U.S. Supreme Court Dismisses Legal Challenge to Arizona School Choice Program
Arlington, Va.—The U.S. Supreme Court today reversed the Ninth Circuit’s decision in Arizona Christian School Tuition Organization v. Winn, a legal challenge aimed at halting Arizona’s highly successful and popular private school scholarship tax credit program. Today’s landmark decision declared that the plaintiffs in the case lack standing to bring the challenge in the first instance because the program is funded by private contributions, not government funds.
“Today’s decision marks the fifth time in recent years that the Supreme Court has rebuffed efforts by school choice opponents to use the courts to halt programs that empower families to choose a private school education if that is where their child’s needs will best be served,” said Tim Keller, executive director of the Institute for Justice Arizona Chapter. “It is now crystal clear that only those individuals who have a direct stake in the outcome of a case have standing to challenge a school choice program in federal court.”
In 1997, Arizona adopted the nation’s first statewide scholarship tax credit program. Under that program, individuals who donate to nonprofit organizations (known as School Tuition Organizations) may take a dollar-for-dollar tax credit against their state income taxes, up to a maximum of $500 per taxpayer. The program requires that the School Tuition Organizations use 90 percent of the donations received to award tuition scholarships, thus enabling low- and middle-income parents to send their children to private schools.
The ACLU of Arizona challenged Arizona’s tax credit program on behalf of several state taxpayers alleging that by giving other taxpayers the ability to donate to religiously affiliated nonprofit organizations that the state was effectively advancing religion. A federal district court originally dismissed the ACLU’s lawsuit, citing Zelman v. Simmons-Harris, but the U.S. Court of Appeals for the Ninth Circuit reinstated the suit because most taxpayers to date have donated to religiously affiliated charities. The Institute for Justice joined the Alliance Defense Fund’s Petition for Review of the Ninth Circuit’s decision, which argued that the plaintiffs lacked standing.
“When Arizona taxpayers choose to contribute to [School Tuition Organizations], they spend their own money, not money the State has collected from respondents or from other taxpayers,” wrote Justice Anthony M. Kennedy, for the 5-4 majority. “While the State, at the outset, affords the opportunity to create and contribute to [a School Tuition Organization], the tax credit system is implemented by private action and with no state intervention.

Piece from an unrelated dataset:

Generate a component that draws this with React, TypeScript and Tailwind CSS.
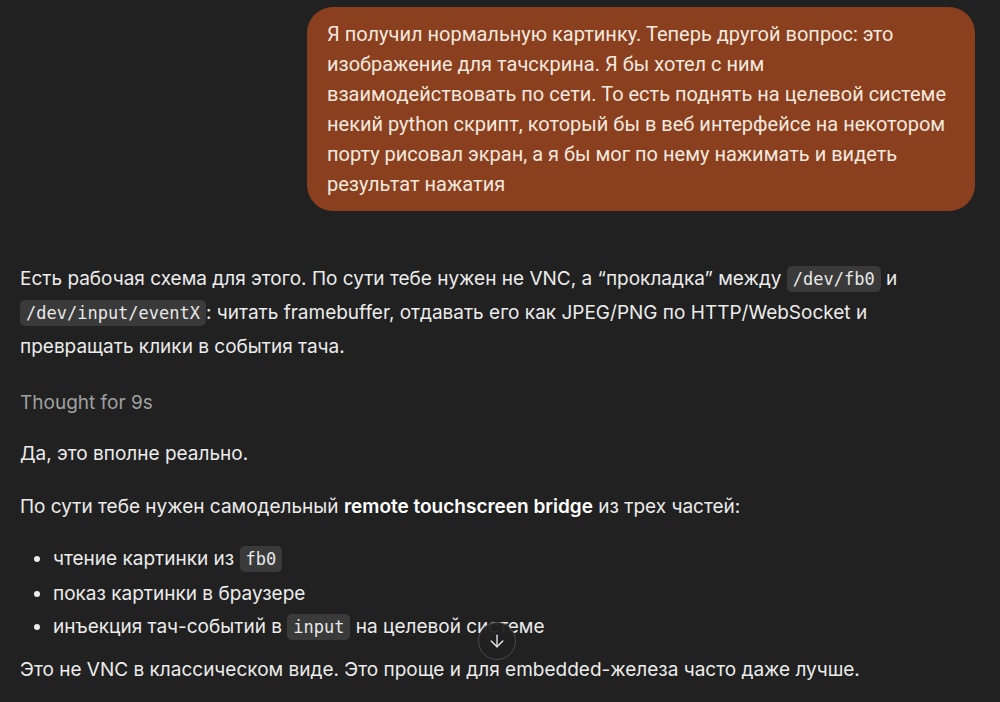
import { ArrowDown } from 'lucide-react';

function Code({ children }: { children: React.ReactNode }) {
  return (
    <code className="rounded-[5px] bg-[#3a3a3a] px-[6px] py-[3px] font-['DejaVu_Sans_Mono',monospace] text-[17px] text-[#e8e8e8]">
      {children}
    </code>
  );
}

export default function App() {
  return (
    <div className="relative min-h-screen overflow-hidden bg-[#212121] pl-5 pr-[25px] pt-[7px] font-['Inter','Noto_Sans',sans-serif]">
      {/* User message */}
      <div className="ml-auto w-[668px] rounded-[26px] bg-[#8a3f1f] px-5 pt-[12px] pb-[12px] font-['Roboto',sans-serif] text-[20px] leading-[30px] text-[#f5e9df]">
        Я получил нормальную картинку. Теперь другой вопрос: это
        <br />
        изображение для тачскрина. Я бы хотел с ним
        <br />
        взаимодействовать по сети. То есть поднять на целевой системе
        <br />
        некий python скрипт, который бы в веб интерфейсе на некотором
        <br />
        порту рисовал экран, а я бы мог по нему нажимать и видеть
        <br />
        результат нажатия
      </div>

      {/* Assistant reply */}
      <div className="mt-[51px] text-[19px] leading-[34px] text-[#ececec]">
        <p>
          Есть рабочая схема для этого. По сути тебе нужен не VNC, а “прокладка” между <Code>/dev/fb0</Code> и
          <br />
          <Code>/dev/input/eventX</Code>: читать framebuffer, отдавать его как JPEG/PNG по HTTP/WebSocket и
          <br />
          превращать клики в события тача.
        </p>

        <p className="mt-[22px] text-[#a0a0a0]">Thought for 9s</p>

        <p className="mt-[17px]">Да, это вполне реально.</p>

        <p className="mt-[19px]">
          По сути тебе нужен самодельный <strong className="font-semibold text-white">remote touchscreen bridge</strong> из трех частей:
        </p>

        <ul className="mt-[18px] list-disc pl-[33px] leading-[33.5px] marker:text-[#ececec]">
          <li>
            чтение картинки из <Code>fb0</Code>
          </li>
          <li>показ картинки в браузере</li>
          <li>
            инъекция тач-событий в <Code>input</Code> на целевой системе
          </li>
        </ul>

        <p className="mt-[8px]">Это не VNC в классическом виде. Это проще и для embedded-железа часто даже лучше.</p>
      </div>

      {/* Scroll to bottom */}
      <button className="absolute left-[478px] top-[622px] flex h-[38px] w-[38px] items-center justify-center rounded-full border border-[#4a4a4a] bg-[#212121]/95 text-[#ececec]">
        <ArrowDown size={20} strokeWidth={1.6} />
      </button>
    </div>
  );
}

Objecting taxpayers know that their fellow citizens, not the State, decide to contribute and in fact make the contribution.”
“Like contributions that lead to charitable tax deductions, contributions yielding [School Tuition Organization] tax credits are not owed to the State and, in fact, pass directly from taxpayers to private organizations. Respondents’ contrary position assumes that income should be treated as if it were government property even if it has not come into the tax collector’s hands. That premise finds no basis in standing jurisprudence,” continued Kennedy.
“School choice is not only constitutional; it is also good public policy,” Keller continued. “Empirical evidence shows that school choice programs improve outcomes for both children participating in the program and for children who attend public schools.”
Indeed, a recent study by Dr. Vicki Murray, a senior policy fellow at the Pacific Research Institute, demonstrates that Arizona’s scholarship program helps tens of thousands of low- and middle-income families attend private schools that would otherwise be foreclosed to them. Dr. Murray’s paper is available from Harvard University’s Program on Education Policy and Governance here: http://www.hks.harvard.edu/pepg/PDF/Papers/PEPG10-18_Murray.pdf.
“Given the success of school choice programs in improving educational outcomes, many states are right now considering innovative education reforms, including scholarship tax credit programs modeled on the Arizona program at issue in today’s Supreme Court decision,” said Richard D. Komer, senior attorney with the Institute for Justice. “Today’s decision should embolden state legislators to move aggressively ahead with reforms that expand parental choice and empower parents to choose from among a wide array of public, and private and religious schools.”
“The tens of thousands of Arizona families relying on the tax credit scholarship program can now breathe a sigh of relief and rest assured that Arizona’s school choice programs are on sound constitutional footing,” said Chip Mellor, president and general counsel of the Institute for Justice. “And while those who oppose school choice must abandon their efforts to challenge school choice programs under the First Amendment, they will no doubt continue to employ state constitutional provisions in an effort to thwart parental choice. They too can rest assured that the Institute for Justice will be there to defend school choice programs both in the courts of law and in the court of public opinion.”
The Institute for Justice recently successfully defended Arizona’s Corporate Scholarship Tax Credit Program in state court in Green v. Garriott, which helps several thousand low-income families attend private schools, as well as the Arizona Supreme Court’s 1999 decision in Kotterman v. Killian, which also upheld the individual tax credit against a nearly identical legal challenge to Winn. IJ was also instrumental in securing the U.S. Supreme Court’s 2002 decision in Zelman v. Simmons-Harris that upheld Cleveland’s school voucher program.